Jay Leno has an Electric car. A couple. Loves his 1908. Goes farther on a charge than a Leaf, and the Iron acid battery is rebuildable. His Chevy from the 2000's ( the one they took back and destroyed ) got 5 more miles. 100 years. 5 more miles.




I love that electric car, he has some videos about it on his site. Regarding comparing to the EV1, it wasn't 100 years. The EV1 came out in 96, and Leno's car is a 1909, so thats about 87 years. Not to mention that there was about a 50 year period with next to no development, it really isn't a fair comparison.
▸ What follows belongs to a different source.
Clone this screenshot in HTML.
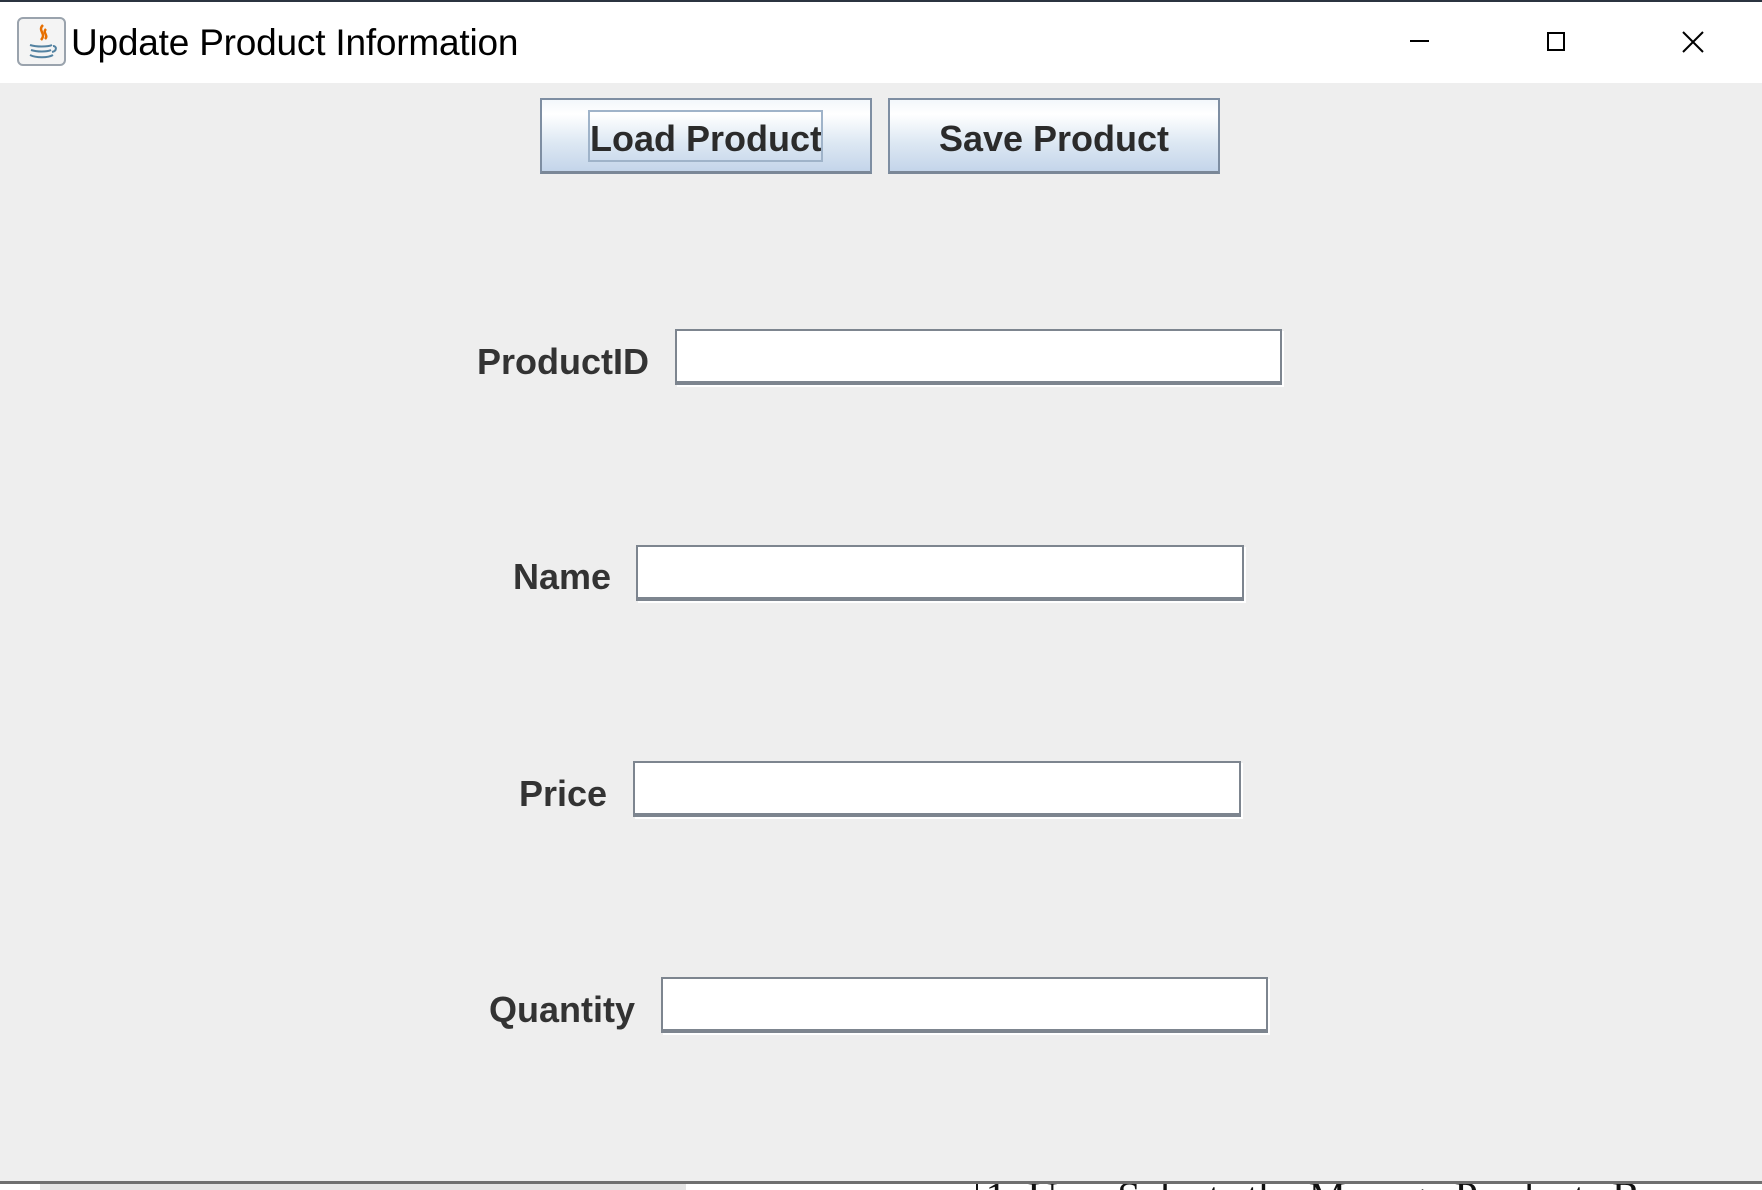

On another note, the Ford Model T got the same fuel economy as a modern SUV if you want to play that card.


quote:

I like the tech that's gone into the Volt, but not the politics and religion that make it far less a car than it could be at far more money than it may be worth.




I agree. It is a shame the bailout loans are having such a negative effect on the cars reputation, despite being 80%+ developed before anything related to bankruptcy or bailouts happened.


quote:

Froggy the net energy cost to build those exotic metals batteries out weighs the energy savings.
Most of those come from China




Care to elaborate what you mean by this? Batteries are designed to store power, not save energy.


quote:

To be useful the a electric car meeds at least a 550 mile range recharge in 5 min or less




I disagree. There aren't even many gas cars that can do that. If you can get a sufficient charge in less than 5 minutes, people wouldn't mind a 150 miles range. Obviously more the merrier.


quote:

Its time to stop the waste in alt energy
Cars and truck can be run on CNG easily and are actualy safer than gas and diesel to store and handle it doesnt degrade in long term storage. Ford already sells more cng/gas vehicles than the industry sells hybrids or electrics.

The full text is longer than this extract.